» **Material**
+===+

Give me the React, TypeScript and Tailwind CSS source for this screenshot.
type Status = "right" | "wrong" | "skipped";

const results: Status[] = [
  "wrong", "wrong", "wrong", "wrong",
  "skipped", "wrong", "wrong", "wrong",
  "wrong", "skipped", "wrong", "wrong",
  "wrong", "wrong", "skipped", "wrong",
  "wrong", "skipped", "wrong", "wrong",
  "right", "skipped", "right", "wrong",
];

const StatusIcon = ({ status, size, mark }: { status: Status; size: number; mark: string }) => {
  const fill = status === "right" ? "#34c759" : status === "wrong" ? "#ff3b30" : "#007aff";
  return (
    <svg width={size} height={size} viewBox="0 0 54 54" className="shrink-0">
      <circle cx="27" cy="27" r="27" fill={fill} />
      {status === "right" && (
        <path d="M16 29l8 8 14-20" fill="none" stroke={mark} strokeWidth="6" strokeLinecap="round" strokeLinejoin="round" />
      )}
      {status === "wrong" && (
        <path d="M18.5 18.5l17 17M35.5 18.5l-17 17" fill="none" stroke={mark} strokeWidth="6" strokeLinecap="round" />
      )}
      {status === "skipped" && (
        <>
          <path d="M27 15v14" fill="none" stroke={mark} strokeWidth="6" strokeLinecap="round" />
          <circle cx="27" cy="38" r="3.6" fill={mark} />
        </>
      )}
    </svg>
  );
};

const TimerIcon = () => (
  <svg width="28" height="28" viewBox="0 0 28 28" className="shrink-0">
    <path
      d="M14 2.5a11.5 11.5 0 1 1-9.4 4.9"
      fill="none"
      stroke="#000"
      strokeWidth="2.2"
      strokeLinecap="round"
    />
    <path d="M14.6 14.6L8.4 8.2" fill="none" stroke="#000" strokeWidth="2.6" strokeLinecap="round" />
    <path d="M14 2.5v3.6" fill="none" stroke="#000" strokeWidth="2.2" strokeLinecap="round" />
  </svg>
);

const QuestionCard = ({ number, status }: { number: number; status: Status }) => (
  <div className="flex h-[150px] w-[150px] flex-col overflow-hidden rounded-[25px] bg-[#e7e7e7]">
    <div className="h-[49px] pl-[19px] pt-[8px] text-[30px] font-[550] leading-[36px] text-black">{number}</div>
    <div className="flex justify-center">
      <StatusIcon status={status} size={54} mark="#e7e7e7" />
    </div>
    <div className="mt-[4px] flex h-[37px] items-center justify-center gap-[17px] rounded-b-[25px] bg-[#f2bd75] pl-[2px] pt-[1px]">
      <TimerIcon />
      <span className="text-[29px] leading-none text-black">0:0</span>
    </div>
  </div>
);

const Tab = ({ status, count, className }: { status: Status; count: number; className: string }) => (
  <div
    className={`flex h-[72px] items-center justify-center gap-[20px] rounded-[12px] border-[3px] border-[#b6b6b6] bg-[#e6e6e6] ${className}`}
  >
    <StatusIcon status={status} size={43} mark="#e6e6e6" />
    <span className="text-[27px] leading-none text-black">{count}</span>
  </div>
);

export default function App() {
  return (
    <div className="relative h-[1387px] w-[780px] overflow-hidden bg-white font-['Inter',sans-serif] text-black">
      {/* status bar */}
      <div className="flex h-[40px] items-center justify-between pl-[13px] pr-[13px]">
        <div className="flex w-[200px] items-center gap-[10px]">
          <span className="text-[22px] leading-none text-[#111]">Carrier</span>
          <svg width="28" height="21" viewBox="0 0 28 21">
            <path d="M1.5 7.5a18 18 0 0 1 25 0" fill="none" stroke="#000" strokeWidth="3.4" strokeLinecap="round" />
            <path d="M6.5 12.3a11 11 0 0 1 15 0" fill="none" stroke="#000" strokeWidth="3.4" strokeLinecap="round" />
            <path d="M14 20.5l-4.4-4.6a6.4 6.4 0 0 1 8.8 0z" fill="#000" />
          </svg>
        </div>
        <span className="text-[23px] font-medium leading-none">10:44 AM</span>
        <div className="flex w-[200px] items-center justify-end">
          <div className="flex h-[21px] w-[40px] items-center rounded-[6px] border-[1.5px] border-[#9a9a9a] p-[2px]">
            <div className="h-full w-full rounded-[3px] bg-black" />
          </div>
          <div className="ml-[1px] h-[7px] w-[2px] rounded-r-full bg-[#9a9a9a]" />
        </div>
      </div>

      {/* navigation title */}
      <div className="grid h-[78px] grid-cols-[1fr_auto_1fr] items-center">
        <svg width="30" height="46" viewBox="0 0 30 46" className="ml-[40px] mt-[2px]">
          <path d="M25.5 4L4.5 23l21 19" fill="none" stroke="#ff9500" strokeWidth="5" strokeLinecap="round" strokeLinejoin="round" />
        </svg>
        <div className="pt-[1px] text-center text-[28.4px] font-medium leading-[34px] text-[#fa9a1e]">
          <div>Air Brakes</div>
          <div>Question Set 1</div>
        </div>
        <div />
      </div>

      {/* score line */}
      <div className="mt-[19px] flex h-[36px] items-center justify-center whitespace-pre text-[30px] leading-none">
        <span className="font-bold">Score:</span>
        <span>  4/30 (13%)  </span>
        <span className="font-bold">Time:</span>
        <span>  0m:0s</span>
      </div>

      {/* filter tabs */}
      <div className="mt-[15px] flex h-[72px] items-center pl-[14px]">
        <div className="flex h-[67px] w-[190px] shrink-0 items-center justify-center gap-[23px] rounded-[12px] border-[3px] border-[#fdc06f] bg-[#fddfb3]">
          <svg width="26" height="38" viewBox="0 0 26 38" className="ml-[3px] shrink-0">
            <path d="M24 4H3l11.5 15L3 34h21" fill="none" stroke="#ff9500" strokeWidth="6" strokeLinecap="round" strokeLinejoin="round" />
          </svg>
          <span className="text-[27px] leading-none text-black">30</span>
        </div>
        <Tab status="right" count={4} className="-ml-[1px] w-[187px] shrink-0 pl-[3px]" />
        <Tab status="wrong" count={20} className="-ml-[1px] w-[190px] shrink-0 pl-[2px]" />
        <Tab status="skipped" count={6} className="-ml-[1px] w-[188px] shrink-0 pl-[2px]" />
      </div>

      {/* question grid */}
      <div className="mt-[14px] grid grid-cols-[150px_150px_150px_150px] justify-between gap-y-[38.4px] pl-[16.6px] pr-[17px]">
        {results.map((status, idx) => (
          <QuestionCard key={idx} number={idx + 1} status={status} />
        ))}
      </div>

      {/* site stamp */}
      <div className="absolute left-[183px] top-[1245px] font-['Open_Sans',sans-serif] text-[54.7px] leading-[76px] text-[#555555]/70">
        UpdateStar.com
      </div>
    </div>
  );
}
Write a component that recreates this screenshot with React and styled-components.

+===+

» **Work instructions**
Write out the data again, exactly and in full.

» **Result**
Give me the React, TypeScript and Tailwind CSS source for this screenshot.
type Status = "right" | "wrong" | "skipped";

const results: Status[] = [
  "wrong", "wrong", "wrong", "wrong",
  "skipped", "wrong", "wrong", "wrong",
  "wrong", "skipped", "wrong", "wrong",
  "wrong", "wrong", "skipped", "wrong",
  "wrong", "skipped", "wrong", "wrong",
  "right", "skipped", "right", "wrong",
];

const StatusIcon = ({ status, size, mark }: { status: Status; size: number; mark: string }) => {
  const fill = status === "right" ? "#34c759" : status === "wrong" ? "#ff3b30" : "#007aff";
  return (
    <svg width={size} height={size} viewBox="0 0 54 54" className="shrink-0">
      <circle cx="27" cy="27" r="27" fill={fill} />
      {status === "right" && (
        <path d="M16 29l8 8 14-20" fill="none" stroke={mark} strokeWidth="6" strokeLinecap="round" strokeLinejoin="round" />
      )}
      {status === "wrong" && (
        <path d="M18.5 18.5l17 17M35.5 18.5l-17 17" fill="none" stroke={mark} strokeWidth="6" strokeLinecap="round" />
      )}
      {status === "skipped" && (
        <>
          <path d="M27 15v14" fill="none" stroke={mark} strokeWidth="6" strokeLinecap="round" />
          <circle cx="27" cy="38" r="3.6" fill={mark} />
        </>
      )}
    </svg>
  );
};

const TimerIcon = () => (
  <svg width="28" height="28" viewBox="0 0 28 28" className="shrink-0">
    <path
      d="M14 2.5a11.5 11.5 0 1 1-9.4 4.9"
      fill="none"
      stroke="#000"
      strokeWidth="2.2"
      strokeLinecap="round"
    />
    <path d="M14.6 14.6L8.4 8.2" fill="none" stroke="#000" strokeWidth="2.6" strokeLinecap="round" />
    <path d="M14 2.5v3.6" fill="none" stroke="#000" strokeWidth="2.2" strokeLinecap="round" />
  </svg>
);

const QuestionCard = ({ number, status }: { number: number; status: Status }) => (
  <div className="flex h-[150px] w-[150px] flex-col overflow-hidden rounded-[25px] bg-[#e7e7e7]">
    <div className="h-[49px] pl-[19px] pt-[8px] text-[30px] font-[550] leading-[36px] text-black">{number}</div>
    <div className="flex justify-center">
      <StatusIcon status={status} size={54} mark="#e7e7e7" />
    </div>
    <div className="mt-[4px] flex h-[37px] items-center justify-center gap-[17px] rounded-b-[25px] bg-[#f2bd75] pl-[2px] pt-[1px]">
      <TimerIcon />
      <span className="text-[29px] leading-none text-black">0:0</span>
    </div>
  </div>
);

const Tab = ({ status, count, className }: { status: Status; count: number; className: string }) => (
  <div
    className={`flex h-[72px] items-center justify-center gap-[20px] rounded-[12px] border-[3px] border-[#b6b6b6] bg-[#e6e6e6] ${className}`}
  >
    <StatusIcon status={status} size={43} mark="#e6e6e6" />
    <span className="text-[27px] leading-none text-black">{count}</span>
  </div>
);

export default function App() {
  return (
    <div className="relative h-[1387px] w-[780px] overflow-hidden bg-white font-['Inter',sans-serif] text-black">
      {/* status bar */}
      <div className="flex h-[40px] items-center justify-between pl-[13px] pr-[13px]">
        <div className="flex w-[200px] items-center gap-[10px]">
          <span className="text-[22px] leading-none text-[#111]">Carrier</span>
          <svg width="28" height="21" viewBox="0 0 28 21">
            <path d="M1.5 7.5a18 18 0 0 1 25 0" fill="none" stroke="#000" strokeWidth="3.4" strokeLinecap="round" />
            <path d="M6.5 12.3a11 11 0 0 1 15 0" fill="none" stroke="#000" strokeWidth="3.4" strokeLinecap="round" />
            <path d="M14 20.5l-4.4-4.6a6.4 6.4 0 0 1 8.8 0z" fill="#000" />
          </svg>
        </div>
        <span className="text-[23px] font-medium leading-none">10:44 AM</span>
        <div className="flex w-[200px] items-center justify-end">
          <div className="flex h-[21px] w-[40px] items-center rounded-[6px] border-[1.5px] border-[#9a9a9a] p-[2px]">
            <div className="h-full w-full rounded-[3px] bg-black" />
          </div>
          <div className="ml-[1px] h-[7px] w-[2px] rounded-r-full bg-[#9a9a9a]" />
        </div>
      </div>

      {/* navigation title */}
      <div className="grid h-[78px] grid-cols-[1fr_auto_1fr] items-center">
        <svg width="30" height="46" viewBox="0 0 30 46" className="ml-[40px] mt-[2px]">
          <path d="M25.5 4L4.5 23l21 19" fill="none" stroke="#ff9500" strokeWidth="5" strokeLinecap="round" strokeLinejoin="round" />
        </svg>
        <div className="pt-[1px] text-center text-[28.4px] font-medium leading-[34px] text-[#fa9a1e]">
          <div>Air Brakes</div>
          <div>Question Set 1</div>
        </div>
        <div />
      </div>

      {/* score line */}
      <div className="mt-[19px] flex h-[36px] items-center justify-center whitespace-pre text-[30px] leading-none">
        <span className="font-bold">Score:</span>
        <span>  4/30 (13%)  </span>
        <span className="font-bold">Time:</span>
        <span>  0m:0s</span>
      </div>

      {/* filter tabs */}
      <div className="mt-[15px] flex h-[72px] items-center pl-[14px]">
        <div className="flex h-[67px] w-[190px] shrink-0 items-center justify-center gap-[23px] rounded-[12px] border-[3px] border-[#fdc06f] bg-[#fddfb3]">
          <svg width="26" height="38" viewBox="0 0 26 38" className="ml-[3px] shrink-0">
            <path d="M24 4H3l11.5 15L3 34h21" fill="none" stroke="#ff9500" strokeWidth="6" strokeLinecap="round" strokeLinejoin="round" />
          </svg>
          <span className="text-[27px] leading-none text-black">30</span>
        </div>
        <Tab status="right" count={4} className="-ml-[1px] w-[187px] shrink-0 pl-[3px]" />
        <Tab status="wrong" count={20} className="-ml-[1px] w-[190px] shrink-0 pl-[2px]" />
        <Tab status="skipped" count={6} className="-ml-[1px] w-[188px] shrink-0 pl-[2px]" />
      </div>

      {/* question grid */}
      <div className="mt-[14px] grid grid-cols-[150px_150px_150px_150px] justify-between gap-y-[38.4px] pl-[16.6px] pr-[17px]">
        {results.map((status, idx) => (
          <QuestionCard key={idx} number={idx + 1} status={status} />
        ))}
      </div>

      {/* site stamp */}
      <div className="absolute left-[183px] top-[1245px] font-['Open_Sans',sans-serif] text-[54.7px] leading-[76px] text-[#555555]/70">
        UpdateStar.com
      </div>
    </div>
  );
}
Write a component that recreates this screenshot with React and styled-components.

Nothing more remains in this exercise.